▶ [AIM OF THE TASK] Without the pictures, can you quote each line below exactly?

+ + +

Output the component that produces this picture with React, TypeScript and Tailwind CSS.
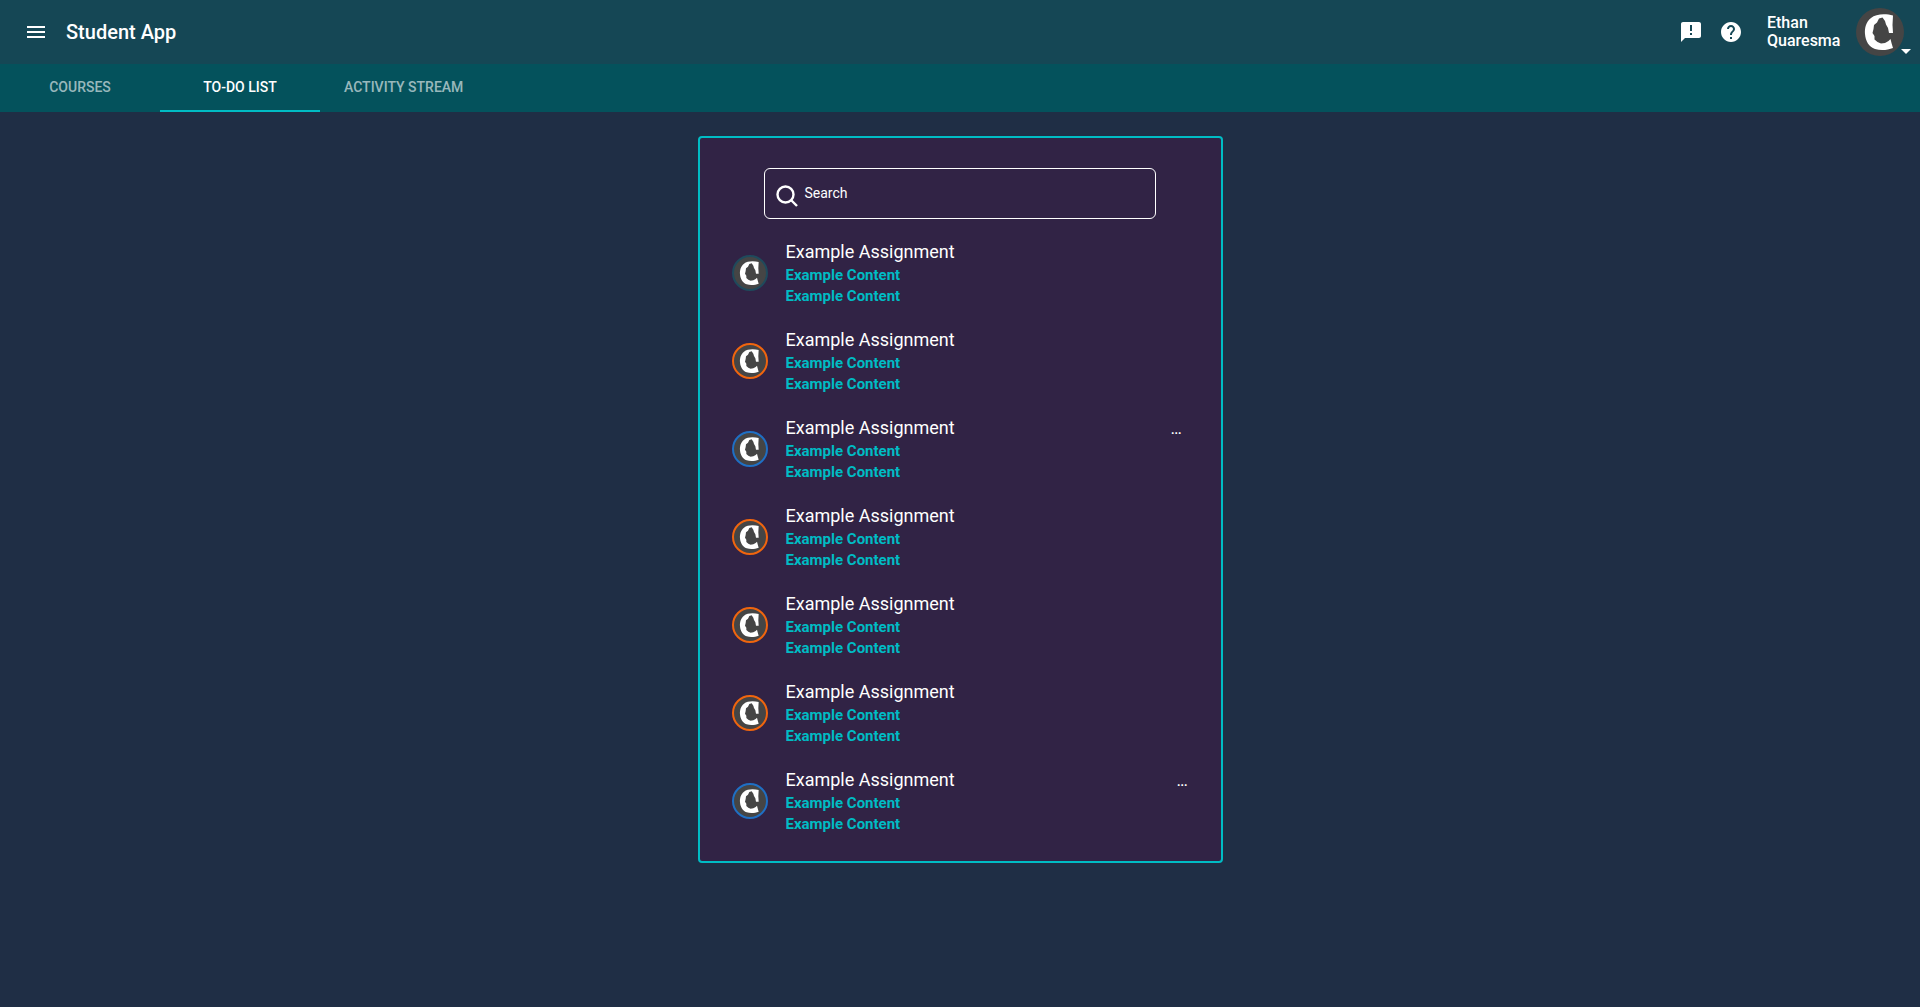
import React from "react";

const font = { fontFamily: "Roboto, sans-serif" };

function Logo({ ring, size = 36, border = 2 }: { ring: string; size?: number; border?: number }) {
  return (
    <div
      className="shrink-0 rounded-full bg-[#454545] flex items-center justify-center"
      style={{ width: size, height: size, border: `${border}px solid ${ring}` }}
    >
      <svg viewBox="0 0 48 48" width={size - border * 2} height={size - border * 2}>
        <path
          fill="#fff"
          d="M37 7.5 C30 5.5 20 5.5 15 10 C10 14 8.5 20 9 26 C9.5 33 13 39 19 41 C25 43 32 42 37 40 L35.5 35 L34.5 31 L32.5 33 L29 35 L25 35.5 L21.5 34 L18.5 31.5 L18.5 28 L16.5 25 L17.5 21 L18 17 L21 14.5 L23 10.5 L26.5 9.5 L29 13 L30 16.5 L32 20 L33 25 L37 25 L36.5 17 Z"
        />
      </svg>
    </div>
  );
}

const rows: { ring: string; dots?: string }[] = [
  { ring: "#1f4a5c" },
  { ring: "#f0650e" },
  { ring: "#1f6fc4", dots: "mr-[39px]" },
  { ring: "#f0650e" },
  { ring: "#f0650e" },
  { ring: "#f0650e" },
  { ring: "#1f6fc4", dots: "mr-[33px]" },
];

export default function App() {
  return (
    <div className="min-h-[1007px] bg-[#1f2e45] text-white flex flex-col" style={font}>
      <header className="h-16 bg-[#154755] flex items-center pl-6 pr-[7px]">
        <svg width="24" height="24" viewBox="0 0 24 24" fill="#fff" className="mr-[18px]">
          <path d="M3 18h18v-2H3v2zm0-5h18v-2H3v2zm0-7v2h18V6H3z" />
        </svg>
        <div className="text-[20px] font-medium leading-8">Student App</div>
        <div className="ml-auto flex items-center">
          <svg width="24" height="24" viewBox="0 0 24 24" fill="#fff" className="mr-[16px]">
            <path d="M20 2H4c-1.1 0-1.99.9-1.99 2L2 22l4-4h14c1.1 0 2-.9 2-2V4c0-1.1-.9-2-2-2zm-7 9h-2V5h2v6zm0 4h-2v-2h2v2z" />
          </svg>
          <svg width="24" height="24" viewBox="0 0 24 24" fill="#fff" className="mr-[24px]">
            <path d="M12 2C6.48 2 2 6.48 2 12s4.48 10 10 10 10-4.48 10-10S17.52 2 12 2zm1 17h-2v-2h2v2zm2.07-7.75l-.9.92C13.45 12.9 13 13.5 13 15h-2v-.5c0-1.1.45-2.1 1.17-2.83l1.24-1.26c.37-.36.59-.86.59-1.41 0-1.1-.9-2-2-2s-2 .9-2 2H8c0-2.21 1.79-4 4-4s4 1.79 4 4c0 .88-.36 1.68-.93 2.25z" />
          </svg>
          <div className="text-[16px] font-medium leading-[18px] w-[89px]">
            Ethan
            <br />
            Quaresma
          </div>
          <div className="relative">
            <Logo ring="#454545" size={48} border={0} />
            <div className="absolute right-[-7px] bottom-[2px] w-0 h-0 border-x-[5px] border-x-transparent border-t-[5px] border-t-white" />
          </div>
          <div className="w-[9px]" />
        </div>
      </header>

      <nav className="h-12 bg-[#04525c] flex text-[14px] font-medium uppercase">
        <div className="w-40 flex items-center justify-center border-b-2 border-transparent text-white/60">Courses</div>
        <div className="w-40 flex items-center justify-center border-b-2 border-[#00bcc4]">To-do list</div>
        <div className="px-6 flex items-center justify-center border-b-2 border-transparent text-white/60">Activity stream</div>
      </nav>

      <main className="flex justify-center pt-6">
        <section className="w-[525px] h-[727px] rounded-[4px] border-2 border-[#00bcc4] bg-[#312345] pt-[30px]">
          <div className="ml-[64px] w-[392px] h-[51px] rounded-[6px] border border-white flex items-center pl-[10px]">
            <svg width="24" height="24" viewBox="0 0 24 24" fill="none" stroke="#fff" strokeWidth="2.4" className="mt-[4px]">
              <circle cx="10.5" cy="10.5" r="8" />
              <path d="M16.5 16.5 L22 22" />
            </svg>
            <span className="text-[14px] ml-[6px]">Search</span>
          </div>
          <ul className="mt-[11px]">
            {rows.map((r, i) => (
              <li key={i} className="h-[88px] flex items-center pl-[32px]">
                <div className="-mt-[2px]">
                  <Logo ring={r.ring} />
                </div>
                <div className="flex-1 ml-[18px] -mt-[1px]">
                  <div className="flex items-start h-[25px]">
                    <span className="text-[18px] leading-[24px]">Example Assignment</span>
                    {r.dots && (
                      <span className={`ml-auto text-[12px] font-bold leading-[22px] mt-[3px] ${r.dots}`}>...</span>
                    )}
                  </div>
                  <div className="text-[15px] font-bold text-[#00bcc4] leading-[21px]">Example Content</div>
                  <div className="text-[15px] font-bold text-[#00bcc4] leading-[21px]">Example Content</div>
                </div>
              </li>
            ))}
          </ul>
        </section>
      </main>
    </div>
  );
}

+ + +

▶ [CORRECT ANSWER]
Output the component that produces this picture with React, TypeScript and Tailwind CSS.
import React from "react";

const font = { fontFamily: "Roboto, sans-serif" };

function Logo({ ring, size = 36, border = 2 }: { ring: string; size?: number; border?: number }) {
  return (
    <div
      className="shrink-0 rounded-full bg-[#454545] flex items-center justify-center"
      style={{ width: size, height: size, border: `${border}px solid ${ring}` }}
    >
      <svg viewBox="0 0 48 48" width={size - border * 2} height={size - border * 2}>
        <path
          fill="#fff"
          d="M37 7.5 C30 5.5 20 5.5 15 10 C10 14 8.5 20 9 26 C9.5 33 13 39 19 41 C25 43 32 42 37 40 L35.5 35 L34.5 31 L32.5 33 L29 35 L25 35.5 L21.5 34 L18.5 31.5 L18.5 28 L16.5 25 L17.5 21 L18 17 L21 14.5 L23 10.5 L26.5 9.5 L29 13 L30 16.5 L32 20 L33 25 L37 25 L36.5 17 Z"
        />
      </svg>
    </div>
  );
}

const rows: { ring: string; dots?: string }[] = [
  { ring: "#1f4a5c" },
  { ring: "#f0650e" },
  { ring: "#1f6fc4", dots: "mr-[39px]" },
  { ring: "#f0650e" },
  { ring: "#f0650e" },
  { ring: "#f0650e" },
  { ring: "#1f6fc4", dots: "mr-[33px]" },
];

export default function App() {
  return (
    <div className="min-h-[1007px] bg-[#1f2e45] text-white flex flex-col" style={font}>
      <header className="h-16 bg-[#154755] flex items-center pl-6 pr-[7px]">
        <svg width="24" height="24" viewBox="0 0 24 24" fill="#fff" className="mr-[18px]">
          <path d="M3 18h18v-2H3v2zm0-5h18v-2H3v2zm0-7v2h18V6H3z" />
        </svg>
        <div className="text-[20px] font-medium leading-8">Student App</div>
        <div className="ml-auto flex items-center">
          <svg width="24" height="24" viewBox="0 0 24 24" fill="#fff" className="mr-[16px]">
            <path d="M20 2H4c-1.1 0-1.99.9-1.99 2L2 22l4-4h14c1.1 0 2-.9 2-2V4c0-1.1-.9-2-2-2zm-7 9h-2V5h2v6zm0 4h-2v-2h2v2z" />
          </svg>
          <svg width="24" height="24" viewBox="0 0 24 24" fill="#fff" className="mr-[24px]">
            <path d="M12 2C6.48 2 2 6.48 2 12s4.48 10 10 10 10-4.48 10-10S17.52 2 12 2zm1 17h-2v-2h2v2zm2.07-7.75l-.9.92C13.45 12.9 13 13.5 13 15h-2v-.5c0-1.1.45-2.1 1.17-2.83l1.24-1.26c.37-.36.59-.86.59-1.41 0-1.1-.9-2-2-2s-2 .9-2 2H8c0-2.21 1.79-4 4-4s4 1.79 4 4c0 .88-.36 1.68-.93 2.25z" />
          </svg>
          <div className="text-[16px] font-medium leading-[18px] w-[89px]">
            Ethan
            <br />
            Quaresma
          </div>
          <div className="relative">
            <Logo ring="#454545" size={48} border={0} />
            <div className="absolute right-[-7px] bottom-[2px] w-0 h-0 border-x-[5px] border-x-transparent border-t-[5px] border-t-white" />
          </div>
          <div className="w-[9px]" />
        </div>
      </header>

      <nav className="h-12 bg-[#04525c] flex text-[14px] font-medium uppercase">
        <div className="w-40 flex items-center justify-center border-b-2 border-transparent text-white/60">Courses</div>
        <div className="w-40 flex items-center justify-center border-b-2 border-[#00bcc4]">To-do list</div>
        <div className="px-6 flex items-center justify-center border-b-2 border-transparent text-white/60">Activity stream</div>
      </nav>

      <main className="flex justify-center pt-6">
        <section className="w-[525px] h-[727px] rounded-[4px] border-2 border-[#00bcc4] bg-[#312345] pt-[30px]">
          <div className="ml-[64px] w-[392px] h-[51px] rounded-[6px] border border-white flex items-center pl-[10px]">
            <svg width="24" height="24" viewBox="0 0 24 24" fill="none" stroke="#fff" strokeWidth="2.4" className="mt-[4px]">
              <circle cx="10.5" cy="10.5" r="8" />
              <path d="M16.5 16.5 L22 22" />
            </svg>
            <span className="text-[14px] ml-[6px]">Search</span>
          </div>
          <ul className="mt-[11px]">
            {rows.map((r, i) => (
              <li key={i} className="h-[88px] flex items-center pl-[32px]">
                <div className="-mt-[2px]">
                  <Logo ring={r.ring} />
                </div>
                <div className="flex-1 ml-[18px] -mt-[1px]">
                  <div className="flex items-start h-[25px]">
                    <span className="text-[18px] leading-[24px]">Example Assignment</span>
                    {r.dots && (
                      <span className={`ml-auto text-[12px] font-bold leading-[22px] mt-[3px] ${r.dots}`}>...</span>
                    )}
                  </div>
                  <div className="text-[15px] font-bold text-[#00bcc4] leading-[21px]">Example Content</div>
                  <div className="text-[15px] font-bold text-[#00bcc4] leading-[21px]">Example Content</div>
                </div>
              </li>
            ))}
          </ul>
        </section>
      </main>
    </div>
  );
}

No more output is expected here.